The reality is that merging can *always* lead to invalid
code, because the VCS doesn't have any semantic
understanding of your code. If you add a new call to
`hello()` on branch A, and you delete the `hello` function
on branch B, guess what happens when you merge B into A? In
both git and xit, it completes successfully but the code is
broken. This is unavoidable.
The behavior above has nothing to do with safety, but
rather is a limitation of the diff3 algorithm that git uses
during a merge. When looking for where to place a change, it
uses the content of the parent line (the one immediately
above it) to decide where it should go. If that line was
changed on the other branch, this technique breaks,
resulting in a conflict.
The core problem is that git just doesn't have enough
information. All it can see is a line number and the
content, after all. In contrast, xit assigns a
globally-unique id to every line, allowing it to know
without ambiguity where it should go. This also explains why
git can
sometimes auto-resolve a conflict by putting the
change in the wrong place! While not as common as adjacent
line conflicts, it's scary that it's even possible.

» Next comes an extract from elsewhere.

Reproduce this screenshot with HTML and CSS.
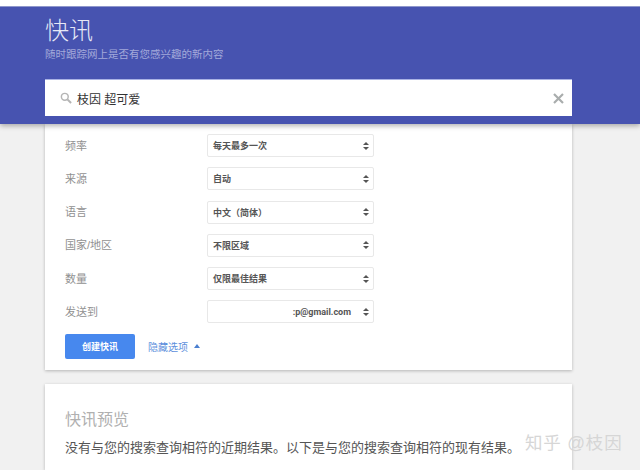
FILE: index.html
```html
<!DOCTYPE html>
<html>
<head>
    <title>快讯</title>
    <link rel="stylesheet" href="styles.css">
</head>
<body>
    <div class="header">
        <h1 class="title">快讯</h1>
        <div class="subtitle">随时跟踪网上是否有您感兴趣的新内容</div>
        <div class="search-box">
            <svg class="search-icon" width="12" height="12" viewBox="0 0 13 13">
                <circle cx="5.2" cy="5.2" r="3.7" fill="none" stroke="#b5b5b5" stroke-width="1.6"/>
                <path d="M8 8l4 4" stroke="#b5b5b5" stroke-width="2.2"/>
            </svg>
            <span class="search-text">枝因 超可爱</span>
            <svg class="clear-icon" width="11" height="11" viewBox="0 0 11 11">
                <path d="M1 1l9 9M10 1l-9 9" stroke="#a9adad" stroke-width="2.2"/>
            </svg>
        </div>
    </div>

    <div class="content">
        <div class="card options">
            <div class="option-row">
                <span class="option-label">频率</span>
                <div class="select"><span class="select-text">每天最多一次</span><span class="arrows"></span></div>
            </div>
            <div class="option-row">
                <span class="option-label">来源</span>
                <div class="select"><span class="select-text">自动</span><span class="arrows"></span></div>
            </div>
            <div class="option-row">
                <span class="option-label">语言</span>
                <div class="select"><span class="select-text">中文（简体）</span><span class="arrows"></span></div>
            </div>
            <div class="option-row">
                <span class="option-label">国家/地区</span>
                <div class="select"><span class="select-text">不限区域</span><span class="arrows"></span></div>
            </div>
            <div class="option-row">
                <span class="option-label">数量</span>
                <div class="select"><span class="select-text">仅限最佳结果</span><span class="arrows"></span></div>
            </div>
            <div class="option-row">
                <span class="option-label">发送到</span>
                <div class="select select-email"><span class="select-text">:p@gmail.com</span><span class="arrows"></span></div>
            </div>
            <div class="actions">
                <button class="button">创建快讯</button>
                <span class="toggle-link">隐藏选项</span>
                <span class="up-arrow"></span>
            </div>
        </div>

        <div class="card preview">
            <h2 class="preview-title">快讯预览</h2>
            <p class="preview-text">没有与您的搜索查询相符的近期结果。以下是与您的搜索查询相符的现有结果。</p>
        </div>
    </div>

    <div class="watermark">知乎 @枝因</div>
</body>
</html>
```

FILE: styles.css
```css
html {
    height: 100%;
    overflow: hidden;
}

body {
    margin: 0;
    height: 470px;
    overflow: hidden;
    position: relative;
    background: #f1f1f1;
    font-family: "Liberation Sans", "Noto Sans CJK SC", sans-serif;
    border-top: 6px solid #ffffff;
    box-sizing: border-box;
}

.header {
    position: relative;
    z-index: 1;
    height: 118px;
    box-sizing: border-box;
    padding: 10px 68px 0 45px;
    background: #4753b0;
    border-top: 1px solid #8f97cc;
    box-shadow: 0 2px 5px rgba(0, 0, 0, 0.3);
}

.title {
    margin: 0;
    font-size: 24px;
    line-height: 28px;
    font-weight: 300;
    color: #e6e8f6;
}

.subtitle {
    margin-top: 2px;
    font-size: 10.5px;
    line-height: 15px;
    color: #a3a9da;
}

.search-box {
    display: flex;
    align-items: center;
    height: 36px;
    margin-top: 18px;
    padding: 0 8px 0 15px;
    background: #ffffff;
    box-shadow: 0 -1px 0 #aab2e4;
}

.search-icon {
    margin-right: 5px;
}

.search-text {
    flex: 1;
    font-size: 12px;
    color: #333333;
}

.content {
    padding: 0 68px 0 45px;
}

.card {
    background: #ffffff;
    box-shadow: 0 1px 3px rgba(0, 0, 0, 0.25);
}

.options {
    height: 246px;
    box-sizing: border-box;
    padding: 10px 20px 0;
}

.option-row {
    display: flex;
    align-items: center;
    height: 23px;
    margin-bottom: 10.3px;
}

.option-label {
    width: 142px;
    padding-bottom: 2px;
    font-size: 11px;
    color: #919191;
}

.select {
    display: flex;
    align-items: center;
    justify-content: space-between;
    width: 167px;
    height: 23px;
    box-sizing: border-box;
    padding: 0 4px 0 5px;
    background: #ffffff;
    border: 1px solid #e8e8e8;
    border-radius: 2px;
}

.select-text {
    font-size: 9px;
    font-weight: bold;
    color: #555555;
}

.select-email {
    justify-content: flex-end;
    gap: 12px;
}

.select-email .select-text {
    font-family: Roboto, sans-serif;
}

.arrows {
    display: flex;
    flex-direction: column;
    gap: 2px;
}

.arrows::before,
.arrows::after {
    content: "";
    width: 0;
    height: 0;
    border-left: 3px solid transparent;
    border-right: 3px solid transparent;
}

.arrows::before {
    border-bottom: 3px solid #555555;
}

.arrows::after {
    border-top: 3px solid #555555;
}

.actions {
    display: flex;
    align-items: center;
    margin-top: 10.3px;
}

.button {
    width: 70px;
    height: 25px;
    padding: 0;
    border: none;
    border-radius: 2px;
    background: #4788ee;
    color: #ffffff;
    font-family: inherit;
    font-size: 9px;
    font-weight: bold;
}

.toggle-link {
    margin-left: 13px;
    font-size: 10px;
    color: #5e90dc;
}

.up-arrow {
    margin-left: 6px;
    width: 0;
    height: 0;
    border-left: 3.5px solid transparent;
    border-right: 3.5px solid transparent;
    border-bottom: 4px solid #4a7fd0;
}

.preview {
    margin-top: 14px;
    height: 86px;
    box-sizing: border-box;
    padding: 26px 20px 0;
}

.preview-title {
    margin: 0;
    font-size: 16px;
    line-height: 20px;
    font-weight: normal;
    color: #b0b0b0;
}

.preview-text {
    margin: 8px 0 0;
    width: 520px;
    font-size: 13px;
    line-height: 20px;
    white-space: nowrap;
    color: #555555;
}

.watermark {
    position: absolute;
    left: 525px;
    top: 427px;
    font-size: 17.5px;
    line-height: 20px;
    letter-spacing: 0.8px;
    color: #d6d6d6;
}
```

Currently, the main downside of patch-based merging is
that it can take a long time to initially generate patches,
because it must do so for every commit in the history of the
repo. You can always run `xit patch off` if you want to
disable it, in which case xit will use the three-way merge
just like git. There are plenty of optimizations coming to
make patch generation faster, but you'll always have that
escape hatch if you need it.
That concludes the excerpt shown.